AIM
Write out each record below exactly as it appears, with no pictures.

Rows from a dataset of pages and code
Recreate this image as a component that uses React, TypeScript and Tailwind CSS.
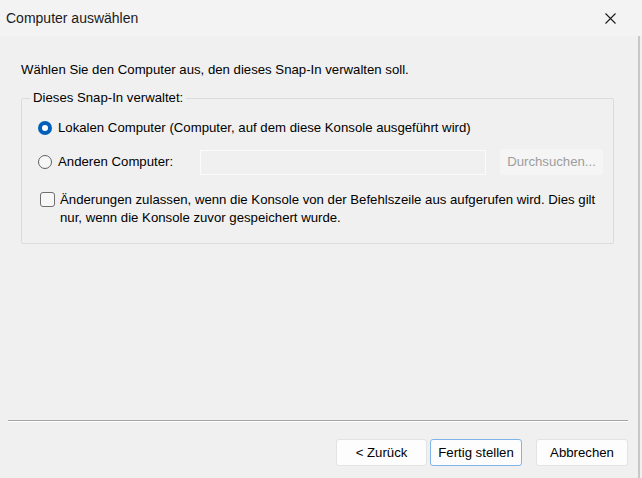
import React from "react";

export default function App() {
  const font = { fontFamily: '"Liberation Sans", Arial, sans-serif' };
  return (
    <div className="w-[642px] h-[478px] bg-[#f0f0f0] flex flex-col text-[13.2px] text-black overflow-hidden" style={font}>
      <div className="h-[36px] shrink-0 bg-[#f3f3f3] flex items-center justify-between pl-[6px] pr-[26px]">
        <span className="text-[14px] text-[#1a1a1a]">Computer auswählen</span>
        <svg width="11" height="11" viewBox="0 0 11 11" className="block">
          <path d="M0.5 0.5 L10.5 10.5 M10.5 0.5 L0.5 10.5" stroke="#1a1a1a" strokeWidth="1.1" />
        </svg>
      </div>
      <div className="flex-1 flex flex-col border-r-2 border-[#c8c8c8] mr-[2px]">
        <div className="pl-[21px] pt-[26px] leading-[16px]">Wählen Sie den Computer aus, den dieses Snap-In verwalten soll.</div>
        <div className="relative ml-[21px] mr-[24px] mt-[20px] h-[146px] border border-[#dcdcdc] rounded-[2px]">
          <span className="absolute left-[8px] top-[-9px] px-[3px] bg-[#f0f0f0] leading-[16px]">Dieses Snap-In verwaltet:</span>
          <div className="flex items-center mt-[19px] ml-[16px] h-[20px]">
            <span className="w-[14px] h-[14px] rounded-full bg-[#005fb8] flex items-center justify-center">
              <span className="w-[6px] h-[6px] rounded-full bg-white" />
            </span>
            <span className="ml-[6px]">Lokalen Computer (Computer, auf dem diese Konsole ausgeführt wird)</span>
          </div>
          <div className="flex items-center mt-[11px] ml-[16px] h-[26px]">
            <span className="w-[14px] h-[14px] rounded-full border border-[#616161] bg-[#f7f7f7]" />
            <span className="ml-[6px] w-[142px]">Anderen Computer:</span>
            <div className="w-[286px] h-[25px] border border-[#fbfbfb] bg-[#f0f0f0]" />
            <div className="ml-[14px] w-[103px] h-[26px] rounded-[3px] bg-[#f5f5f5] text-[#9d9d9d] flex items-center justify-center">Durchsuchen...</div>
          </div>
          <div className="flex mt-[16px] ml-[18px]">
            <span className="w-[15px] h-[15px] mt-[1px] rounded-[3px] border border-[#6f6f6f] bg-[#f7f7f7] shrink-0" />
            <span className="ml-[5px] leading-[18px] w-[545px]">Änderungen zulassen, wenn die Konsole von der Befehlszeile aus aufgerufen wird. Dies gilt nur, wenn die Konsole zuvor gespeichert wurde.</span>
          </div>
        </div>
        <div className="flex-1" />
        <div className="ml-[8px] mr-[10px] h-[2px] border-t border-[#a5a5a5] border-b border-b-white" />
        <div className="flex justify-end mt-[17px] mb-[12px] mr-[10px]">
          <button className="w-[91px] h-[27px] bg-[#fdfdfd] border border-[#e3e3e3] rounded-[3px] text-black" style={font}>&lt; Zurück</button>
          <button className="ml-[3px] w-[92px] h-[27px] bg-[#fdfdfd] border border-[#7fb4e8] rounded-[3px] text-black" style={font}>Fertig stellen</button>
          <button className="ml-[14px] w-[92px] h-[27px] bg-[#fdfdfd] border border-[#e3e3e3] rounded-[3px] text-black" style={font}>Abbrechen</button>
        </div>
      </div>
    </div>
  );
}
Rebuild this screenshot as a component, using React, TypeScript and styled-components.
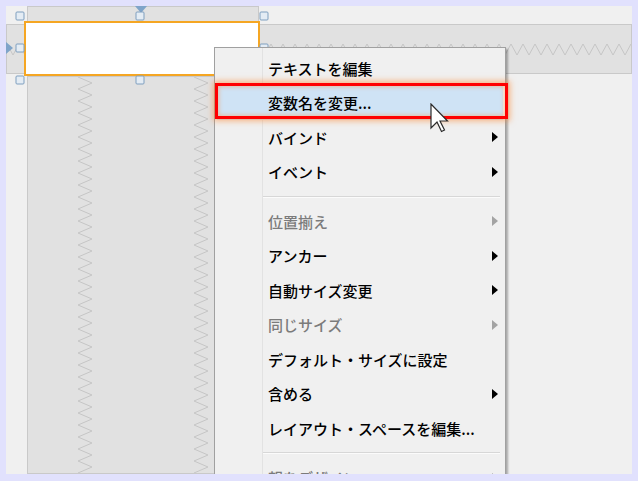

OUTPUT FOR THIS EXERCISE
Recreate this image as a component that uses React, TypeScript and Tailwind CSS.
import React from "react";

export default function App() {
  const font = { fontFamily: '"Liberation Sans", Arial, sans-serif' };
  return (
    <div className="w-[642px] h-[478px] bg-[#f0f0f0] flex flex-col text-[13.2px] text-black overflow-hidden" style={font}>
      <div className="h-[36px] shrink-0 bg-[#f3f3f3] flex items-center justify-between pl-[6px] pr-[26px]">
        <span className="text-[14px] text-[#1a1a1a]">Computer auswählen</span>
        <svg width="11" height="11" viewBox="0 0 11 11" className="block">
          <path d="M0.5 0.5 L10.5 10.5 M10.5 0.5 L0.5 10.5" stroke="#1a1a1a" strokeWidth="1.1" />
        </svg>
      </div>
      <div className="flex-1 flex flex-col border-r-2 border-[#c8c8c8] mr-[2px]">
        <div className="pl-[21px] pt-[26px] leading-[16px]">Wählen Sie den Computer aus, den dieses Snap-In verwalten soll.</div>
        <div className="relative ml-[21px] mr-[24px] mt-[20px] h-[146px] border border-[#dcdcdc] rounded-[2px]">
          <span className="absolute left-[8px] top-[-9px] px-[3px] bg-[#f0f0f0] leading-[16px]">Dieses Snap-In verwaltet:</span>
          <div className="flex items-center mt-[19px] ml-[16px] h-[20px]">
            <span className="w-[14px] h-[14px] rounded-full bg-[#005fb8] flex items-center justify-center">
              <span className="w-[6px] h-[6px] rounded-full bg-white" />
            </span>
            <span className="ml-[6px]">Lokalen Computer (Computer, auf dem diese Konsole ausgeführt wird)</span>
          </div>
          <div className="flex items-center mt-[11px] ml-[16px] h-[26px]">
            <span className="w-[14px] h-[14px] rounded-full border border-[#616161] bg-[#f7f7f7]" />
            <span className="ml-[6px] w-[142px]">Anderen Computer:</span>
            <div className="w-[286px] h-[25px] border border-[#fbfbfb] bg-[#f0f0f0]" />
            <div className="ml-[14px] w-[103px] h-[26px] rounded-[3px] bg-[#f5f5f5] text-[#9d9d9d] flex items-center justify-center">Durchsuchen...</div>
          </div>
          <div className="flex mt-[16px] ml-[18px]">
            <span className="w-[15px] h-[15px] mt-[1px] rounded-[3px] border border-[#6f6f6f] bg-[#f7f7f7] shrink-0" />
            <span className="ml-[5px] leading-[18px] w-[545px]">Änderungen zulassen, wenn die Konsole von der Befehlszeile aus aufgerufen wird. Dies gilt nur, wenn die Konsole zuvor gespeichert wurde.</span>
          </div>
        </div>
        <div className="flex-1" />
        <div className="ml-[8px] mr-[10px] h-[2px] border-t border-[#a5a5a5] border-b border-b-white" />
        <div className="flex justify-end mt-[17px] mb-[12px] mr-[10px]">
          <button className="w-[91px] h-[27px] bg-[#fdfdfd] border border-[#e3e3e3] rounded-[3px] text-black" style={font}>&lt; Zurück</button>
          <button className="ml-[3px] w-[92px] h-[27px] bg-[#fdfdfd] border border-[#7fb4e8] rounded-[3px] text-black" style={font}>Fertig stellen</button>
          <button className="ml-[14px] w-[92px] h-[27px] bg-[#fdfdfd] border border-[#e3e3e3] rounded-[3px] text-black" style={font}>Abbrechen</button>
        </div>
      </div>
    </div>
  );
}
Rebuild this screenshot as a component, using React, TypeScript and styled-components.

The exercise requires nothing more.